Another point of entry is figuring out how much customers will pay for the product, i.e. the average selling price. Since most software is sold as a subscription, particularly with the software-as-a-service model, ASP would be expressed per annum. It is also important to determine how long customers will maintain their license when projecting potential revenue, translating to lifetime value. Then compare this to the project’s total cost to determine its financial feasibility, where your minimum return rate should be your weighted average cost of capital.
Factor in contingencies and reassess assumptions
One thing to keep in mind as a global company is that just because the numbers work on a spreadsheet doesn’t mean they will work in real life. Potential sensitivity to key parameters must be well-tested: time to market, R&D investment overruns (usually underestimated), underlying market growth and market share gain (usually overestimated). Those will all have a significant impact on the return rate; hence, significant contingencies need to be built, but, more importantly, milestones and metrics must be established beforehand.
This will allow stakeholders to review at each milestone the decision to continue moving forward, making adjustments or terminating the project. In my experience, even a well-planned and well-engineered R&D project can go off track if it doesn’t meet the needs of the market, regardless of the quality of the code or the product.
Making financial decisions about R&D investments should be a collaborative effort across business units and cross-functional teams for the best results. However, one must always remember to keep emotions out of this process and make decisions based solely on facts.
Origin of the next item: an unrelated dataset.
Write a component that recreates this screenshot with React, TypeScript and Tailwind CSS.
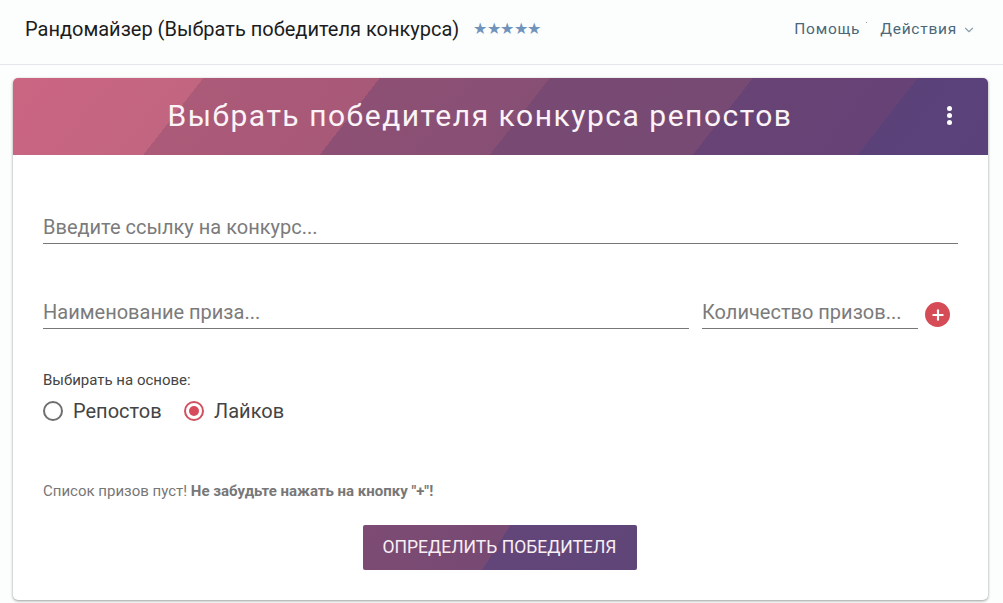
import React from 'react';
import { ChevronDown, Plus } from 'lucide-react';

const Field = ({ placeholder, className }: { placeholder: string; className: string }) => (
  <input
    placeholder={placeholder}
    className={`h-[32px] min-w-0 border-b border-[#777777] bg-transparent pb-[2px] text-[20px] text-[#333333] outline-none placeholder:text-[#7b7b7b] placeholder:opacity-100 ${className}`}
  />
);

const Radio = ({ label, checked }: { label: string; checked?: boolean }) => (
  <label className="flex items-center gap-[10px]">
    <span className={`flex h-[20px] w-[20px] items-center justify-center rounded-full border-2 ${checked ? 'border-[#d0525f]' : 'border-[#6f6f6f]'}`}>
      {checked && <span className="h-[10px] w-[10px] rounded-full bg-[#d64c5a]" />}
    </span>
    <span className="text-[20px] text-[#444444]">{label}</span>
  </label>
);

export default function App() {
  return (
    <div className="h-[603px] w-[1003px] overflow-hidden bg-[#fcfefe] font-['Roboto',sans-serif]">
      {/* Top bar */}
      <header className="flex h-[65px] items-center justify-between border-b border-[#e4e8ea] pb-[6px] pl-[25px] pr-[27px]">
        <div className="flex items-center gap-[14px]">
          <h1 className="text-[20px] text-[#1c1c1c]">Рандомайзер (Выбрать победителя конкурса)</h1>
          <span className="text-[16px] leading-none tracking-[-0.5px] text-[#7093bb]">★★★★★</span>
        </div>
        <nav className="flex items-center gap-[20px] pt-[2px] text-[15.5px] tracking-[0.75px] text-[#4b6778]">
          <a className="relative">
            Помощь
            <span className="absolute right-[-7px] top-[4px] h-[1px] w-[1px] bg-[#8fa0aa]" />
          </a>
          <a className="flex items-center gap-[5px]">
            Действия
            <ChevronDown size={14} className="text-[#8fa0aa]" />
          </a>
        </nav>
      </header>

      {/* Card */}
      <main className="pl-[13px] pr-[15px] pt-[13px]">
        <section className="h-[522px] overflow-hidden rounded-[5px] bg-white shadow-[0_1px_3px_rgba(0,0,0,0.4)]">
          <div className="relative flex h-[77px] items-center justify-center bg-[linear-gradient(128deg,#cb6582_0px,#c26581_150px,#ab5a78_150px,#a85977_289px,#8d5074_289px,#884f74_423px,#784a73_423px,#774a73_583px,#684375_583px,#664276_713px,#5a4279_713px,#5a417a_100%)] pb-[2px] pr-[41px]">
            <h2 className="text-[30px] tracking-[1.52px] text-[#fbf3f7]">Выбрать победителя конкурса репостов</h2>
            <div className="absolute right-[36px] top-[28px] flex flex-col gap-[2px]">
              <span className="h-[5px] w-[5px] rounded-full bg-white" />
              <span className="h-[5px] w-[5px] rounded-full bg-white" />
              <span className="h-[5px] w-[5px] rounded-full bg-white" />
            </div>
          </div>

          <div className="flex flex-col px-[30px] pt-[57px]">
            <Field placeholder="Введите ссылку на конкурс..." className="w-full" />

            <div className="mt-[53px] flex items-end">
              <Field placeholder="Наименование приза..." className="w-[646px]" />
              <Field placeholder="Количество призов..." className="ml-[13px] w-[216px]" />
              <button className="mb-[2px] ml-[7px] flex h-[25px] w-[25px] items-center justify-center rounded-full bg-[#d64c56]">
                <Plus size={16} strokeWidth={3.2} className="text-white" />
              </button>
            </div>

            <p className="mt-[42px] text-[15px] leading-[18px] text-[#444444]">Выбирать на основе:</p>
            <div className="mt-[10px] flex h-[24px] items-center gap-[22.5px]">
              <Radio label="Репостов" />
              <Radio label="Лайков" checked />
            </div>

            <p className="mt-[59px] text-[15px] leading-[18px] text-[#777777]">
              Список призов пуст! <b className="font-bold">Не забудьте нажать на кнопку "+"!</b>
            </p>

            <button className="mx-auto mt-[25px] h-[45px] w-[274px] -translate-x-[1px] rounded-[2px] bg-[linear-gradient(122deg,#7d4b73_0px,#774a73_125px,#634679_125px,#5f4578_100%)] text-[17.5px] text-[#f8eff5]">
              ОПРЕДЕЛИТЬ ПОБЕДИТЕЛЯ
            </button>
          </div>
        </section>
      </main>
    </div>
  );
}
The temptation may be strong to continue a project for the sole reason that a lot has been invested in it already.
However, ultimately, the decision may come down to whether the business case still makes sense or not — or whether we are pouring money into an R&D project that is no longer financially feasible. If we find the latter is true, it is time to terminate the project and devote the resources to where they can generate a positive ROI.
Build, buy or partner?
Instead of building an R&D project organically, there are times when it is more feasible to acquire a company that has already done the research and development for the outcome you are seeking. Acquiring another company can decrease the risk and allow for a faster time to market, but often at a potentially higher cost and can bring technical and operational integration challenges.
Here, a business case must be built to determine whether it is worth paying the premium to lower your risk and potentially boost your return. When you are missing a specific technical asset that is not your core business but is an enabler to selling your product, you should consider partnering.
Globally, some of the risk factors I have discovered that go into making R&D decisions from a financial perspective include:
Market maturity and demand: Is the market mature and demand strong? If so, this lowers the risk. If the product is being sold globally, this answer may vary by region.
Product marketing and routes to market: Is there current expertise on how to package, market and sell the product or will there be a steep learning curve on the part of staff?
On-staff expertise: Does current staff possess the knowledge required to launch the project, or will you need to hire employees with the needed expertise?
Based on the answers to these questions, you can rate your project risk as low, medium or high. The level of risk will dictate the level of return expected for the R&D project. If the risk is high, for example, your minimum expected ROI might be 20% instead of 10%. If the risk is low, you might be willing to accept a lower ROI, closer to your weighted average cost of capital.
Managing shareholder and investor expectations
One challenge many companies face when prioritizing R&D investments from a financial perspective is how to best manage shareholder and investor expectations. Clear communication about any investment decision is critical.
Explaining the investment strategy to shareholders and investors, the assumptions that have been made, and showing the milestones and metrics that dictate your decision-making process is crucial for building trust in the decision. This helps stakeholders understand how the company plans to allocate resources, manage risks and achieve growth while demonstrating accountability through measurable progress.
R&D is essential for businesses seeking to expand beyond their core products. The key to a successful outcome is prioritizing R&D investments early in a project and carefully evaluating all relevant factors. While this requires careful planning and timing, it can lead to substantial long-term returns.